The Stones, as devotees of the blues, absorbed and reflected in their original material the genre’s candid, unsentimental, and sometimes harsh views of women, sex, and romance. (They also could tune in to the more playful and humorous side of the blues, on songs like “The Spider and the Fly” and “The Under-assistant West Coast Promo Man”.) But they always had a tender side, and they displayed it most affectingly on the country ballad “Wild Horses”. The alternate version on the Sticky Fingers re-release is the only one I prefer to the official track. Jagger sings unaccompanied, without Richards joining him on the choruses, and he sounds more vulnerable, the heartache more palpable.







                                                                       
 

Sticky Fingers was the third in a series of four great Rolling Stones albums that began with Beggars’ Banquet (1968) and ended with Exile on Main Street (1972). You could call it an album of Americana. It has blues (“You Got to Move”), blues-inflected ballads (“Sister Morphine”), soul (“I Got the Blues”), country (“Dead Flowers”, “Wild Horses”), jazz-rock (“Can’t You Hear Me Knockin’) and R&B (“Brown Sugar”, “Bitch”). But there also are genre-defying gems like “Sway” and the closing track, “Moonlight Mile”, an Indian-tinged ballad with a string section that makes the song sound both meditative and cinematic. 

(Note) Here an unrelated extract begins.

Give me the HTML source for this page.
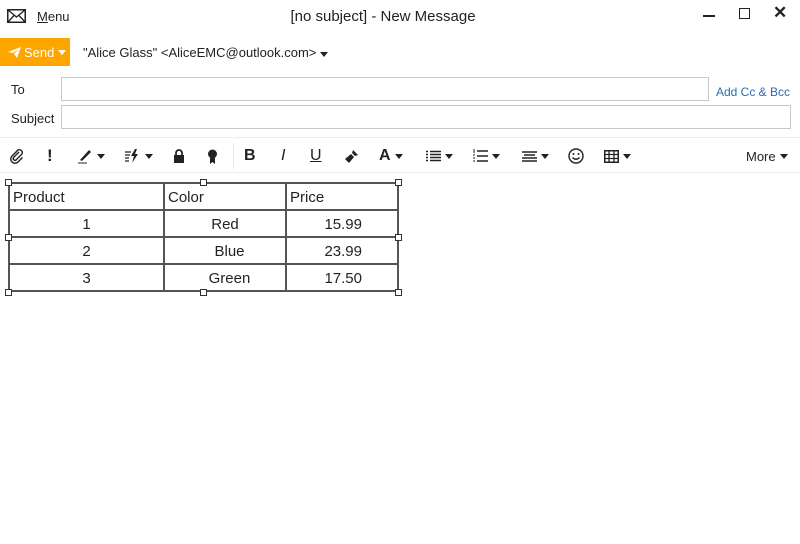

The Stones are performing “Moonlight Mile” (along with other Sticky Fingers numbers) on their ZIP Code tour, but one wonders how well such a delicate piece will come off in the big venues—stadiums and festivals—they are playing this time around. The remastered version on the reissued Sticky Fingers sounds better than ever, and it affirms that during their peak years, the Rolling Stones indeed were the world’s preeminent band.